Riley County Firefighters were called to Dry Creek Equestrian Center in the 3800 block of 69th Avenue in rural Riley County Thursday afternoon. While no real damage was reported to structures or property, County Fire Chief Pat Collins tells KMAN the fire came from a neighboring property, with varying winds, which he says is probably the “most dangerous winds to burn in.” He says the wind was blowing out of the south and all of a sudden shifted to the north, onto the Dry Creek property. Some 40 acres were affected.
Collins adds firefighters were putting out some tree fires so they didn’t reach hay bales and campers. He adds changing winds took this one, blowing it over the line and into cedar trees, with the cedar trees popping off like gasoline.

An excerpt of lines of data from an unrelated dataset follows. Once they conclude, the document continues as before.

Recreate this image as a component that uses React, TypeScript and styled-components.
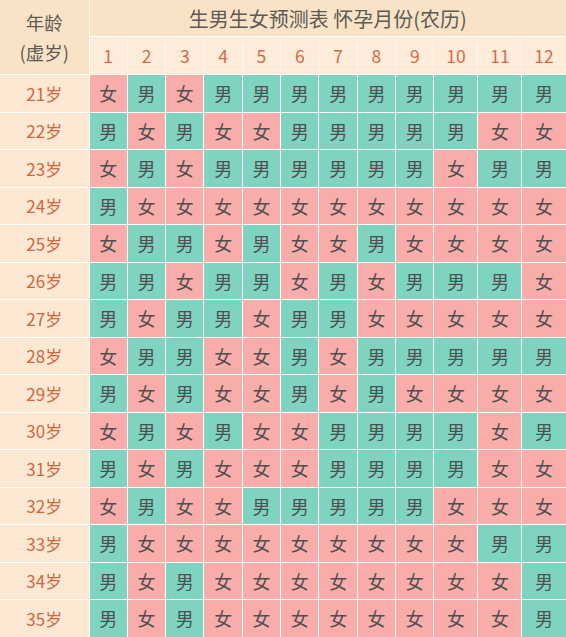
import React from 'react';
import styled, { createGlobalStyle } from 'styled-components';

const GlobalStyle = createGlobalStyle`
  html, body {
    margin: 0;
    padding: 0;
    background: #ffffff;
  }
  body {
    font-family: "Noto Sans CJK SC", "Noto Sans", sans-serif;
  }
`;

const Table = styled.table`
  width: 566px;
  border-collapse: collapse;
  table-layout: fixed;
`;

const HeadCell = styled.th<{ $light?: boolean }>`
  background: ${({ $light }) => ($light ? '#fdecd9' : '#f8e3c7')};
  border: 1.5px solid #ffffff;
  padding: 0;
  font-weight: 400;
  text-align: center;
`;

const AgeHead = styled(HeadCell)`
  color: #5e5a55;
  font-size: 18.5px;
  line-height: 30px;
  border-left: none;
  border-top: none;
`;

const Title = styled(HeadCell)`
  height: 36px;
  color: #5e5a55;
  font-size: 20px;
  border-top: none;
  border-right: none;
`;

const MonthNum = styled(HeadCell)`
  height: 37px;
  color: #d66a43;
  font-size: 17.5px;
  border-color: #fff8ef;
`;

const AgeCell = styled.td`
  background: #fde9d3;
  color: #d0663e;
  font-size: 17px;
  text-align: center;
  padding: 0;
  border: 1.5px solid #ffffff;
  border-left: none;
`;

const Cell = styled.td<{ $boy: boolean }>`
  background: ${({ $boy }) => ($boy ? '#7ed4c1' : '#f8adab')};
  color: #4f4f4f;
  font-size: 18px;
  text-align: center;
  padding: 0;
  border: 1.5px solid #ffffff;
`;

const Row = styled.tr`
  height: 37.5px;
`;

// B = 男, G = 女
const data: Record<number, string> = {
  21: 'GBGBBBBBBBBB',
  22: 'BGBGGBBBBBGG',
  23: 'GBGBBBBBBGBB',
  24: 'BGGGGGGGGGGG',
  25: 'GBBGBGGBGGGG',
  26: 'BBGBBGBGBBBG',
  27: 'BGBBGBBGGGGG',
  28: 'GBBGGBGBBBBB',
  29: 'BGBGGBGBGGGG',
  30: 'GBGBGGBBBBGB',
  31: 'BGBGGGBBBBGG',
  32: 'GBGGBBBBBGGG',
  33: 'BGGGGGGGGGBB',
  34: 'BGBGGGGGGGGB',
  35: 'BGBGGGGGGGGB',
};

const months = Array.from({ length: 12 }, (_, i) => i + 1);

const App: React.FC = () => (
  <>
    <GlobalStyle />
    <Table>
      <colgroup>
        <col style={{ width: 89 }} />
        {months.map((m) => (
          <col key={m} style={{ width: m >= 10 ? 44 : 38.33 }} />
        ))}
      </colgroup>
      <thead>
        <tr>
          <AgeHead rowSpan={2}>
            年龄
            <br />
            (虚岁)
          </AgeHead>
          <Title colSpan={12}>生男生女预测表 怀孕月份(农历)</Title>
        </tr>
        <tr>
          {months.map((m) => (
            <MonthNum key={m} $light>
              {m}
            </MonthNum>
          ))}
        </tr>
      </thead>
      <tbody>
        {Object.keys(data).map((age) => (
          <Row key={age}>
            <AgeCell>{age}岁</AgeCell>
            {data[Number(age)].split('').map((g, i) => (
              <Cell key={i} $boy={g === 'B'}>
                {g === 'B' ? '男' : '女'}
              </Cell>
            ))}
          </Row>
        ))}
      </tbody>
    </Table>
  </>
);

export default App;
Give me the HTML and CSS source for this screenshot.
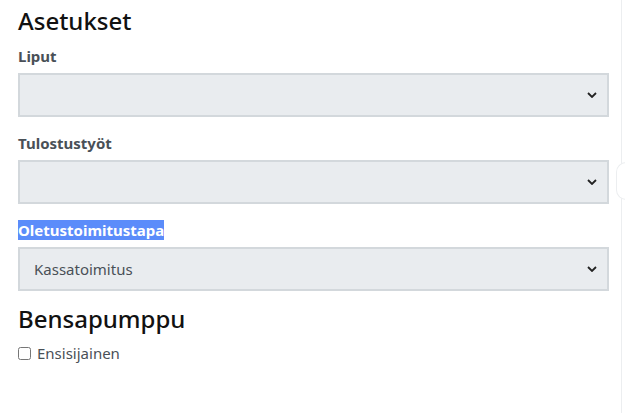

Collins admits it’s been a rough spring for burning, with it being so dry there are multiple rekindles of the same fire two,three, or four days later. The fire chief says someone may start to burn on a calm day but doesn’t monitor afterwards and the fire gets away. As a result, his volunteer firefighters may spend days putting fires out that someone burned three days ago.
Dry Creek Equestrian Owner Ken Scroggs owner says “It didn’t look frightening in the beginning but then all of a sudden when you had some standing trees catch fire it started getting pretty big. Scroggs says his ranch crew began moving stuff around and preparing to move horses if needed, but ended up only having to primarily move hay bales. He said he was glad the firefighters were there, adding “we’re kind of lucky this time.” He said they were moving hay stuff around and trying to make sure if fire did start it’s not going to go too far.
Firefighters were called to the ranch northwest of Manhattan near Keats at about 3:30 p.m. The fire was under control in about an hour.